J. S. Bach / Franz Liszt
„Weinen, Klagen, Sorgen, Zagen“
Zwei Vorspiele für Orgel, bearbeitet von Harald Feller
Harald Fellers Bearbeitung der Sinfonia zu Bachs Kantate „Weinen, Klagen“ ist schon eine kleine Herausforderung. Zwar sind es nur überschaubare 16 Takte, doch die haben es in sich. Zumal wenn man die Spielanweisung des Bearbeiters beherzigen will: „Die kontrapunktisch verlaufenden Stimmen sollen zeichnend registriert und gleichzeitig gesanglich gespielt werden.“
Gar nicht so einfach, da Feller die polyphonen Gegenstimmen zur reichlich verzierten Melodie allesamt in die linke Hand gelegt hat. Die saubere gesangliche Ausführung der Sechzehntel-Seufzermotivik in Terzen bzw. Sexten der Violinen mit ihren dichten Legato-Bögen wäre für sich alleine nicht das Problem, müsste dieselbe Hand nicht gleichzeitig auch noch die unentwegt pochenden Achtel der Violen übernehmen. Eine große Spanne der Hand ist bei diesem Stück sicher von Vorteil, doch wird das Einstudieren insbesondere der linken Hand mitunter viel Weinen und Klagen verursachen.

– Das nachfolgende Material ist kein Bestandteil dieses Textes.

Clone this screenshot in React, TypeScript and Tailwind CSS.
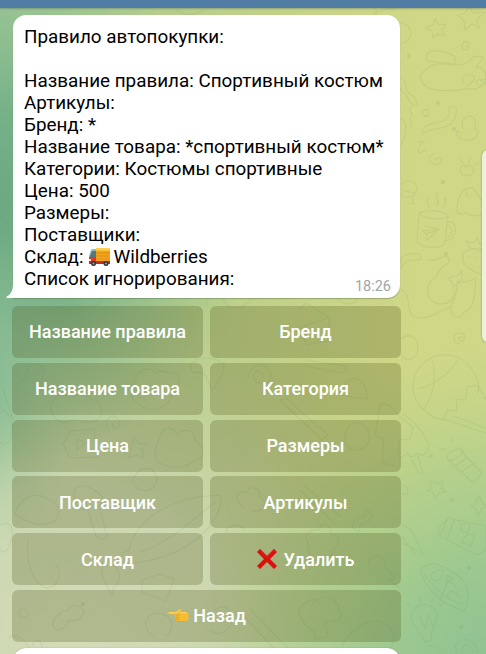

Es war vermutlich der unendliche Schmerz über den allzu frühen Tod seines Sohnes Daniel im Jahr 1859, der Franz Liszt zur Komposition seines Präludiums über „Weinen, Klagen, Sorgen, Zagen“ nach J. S. Bach veranlasste. Dieses Werk ist in Form einer Passacaglia über das chromatisch absteigende viertaktige Thema aus der Kantate BWV 12 angelegt. Zwar existiert eine Orgelfassung von Alexander Winterberger, die in weiten Teilen jedoch erheblich von der später gedruckten Klavierfassung abweicht. Da Letztere aber in ihren bewegten Teilen virtuoser und in ihrer Dramatik effektvoller wirkt, hat Harald Feller dies zum Anlass genommen, eine neue Transkription zu erstellen. Das Ergebnis ist durchaus als Bereicherung zum gängigen Liszt-Orgelrepertoire zu betrachten, zumal es sich um eine relativ kompakte und überschaubare Komposition handelt, die auf engstem Raum alle Spezifika Lisztscher Klavieristik beinhaltet. Damit sicherlich auch ein geeigneter „Einstieg“ in die Welt der großen Liszt-„Schinken“.